Tetapi repotnya, hitungan logis seperti ini selalu tidak sejalan dengan hitungan politis pemerintah dan DPR. Mereka berhitung, bagaimana mereka dipilih kembali pada pemilu mendatang. Maka suara rakyat dibeli sejak dini dengan paket BLSM. Apalagi program seperti ini sudah ampuh mengeruk suara rakyat seperti pada pemilu-pemilu sebelumnya. Karena itu para pengambil kebijakan baik pemerintah maupun di DPR mengambil jalan pintas seperti ini, sambil mencari cela bagaimana dana BLSM itu dicuri untuk kepentingan kampanye nanti.
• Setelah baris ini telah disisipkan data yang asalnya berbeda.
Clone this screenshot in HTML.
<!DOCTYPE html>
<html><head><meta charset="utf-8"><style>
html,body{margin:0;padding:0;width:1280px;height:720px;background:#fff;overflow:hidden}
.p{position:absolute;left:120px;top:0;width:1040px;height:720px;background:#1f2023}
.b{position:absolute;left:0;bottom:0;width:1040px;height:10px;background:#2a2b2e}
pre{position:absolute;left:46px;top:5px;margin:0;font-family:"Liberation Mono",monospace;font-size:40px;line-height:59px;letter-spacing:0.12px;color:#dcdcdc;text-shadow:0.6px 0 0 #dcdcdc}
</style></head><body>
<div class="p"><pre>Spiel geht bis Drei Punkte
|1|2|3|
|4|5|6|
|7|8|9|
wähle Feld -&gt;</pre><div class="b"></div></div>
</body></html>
Padahal, bila rakyat cerdas, partai pemerintah dan partai-partai politik yang mendukung program ini tidak layak dipilih pada pemilu mendatang. Sebab mereka telah melecehkan dan mengolok-olok rakyat miskin. Repotnya, pendidikan politik rakyat agar mereka cerdas tidak berjalan. Partai politik berkepentingan agar rakyat tetap bodoh. Sehingga, program bodoh seperti ini pun tetap dinilai baik oleh rakyat pemilih yang mayoritas miskin. Ketika peran pendidikan rakyat partai politik tidak berjalan, seharusnya tugas media massa untuk mencerdaskan rakyat. Sayangnya, belum apa-apa, media massa sudah dikooptasi. Para pemimpin media diundang bertemu secara khusus oleh Menteri Koordinator Perekonomian Hatta Radjasa untuk mensosialisasikan kebijakan kenaikan harga BBM dengan kebijakan ikutannya seperti BLSM tadi.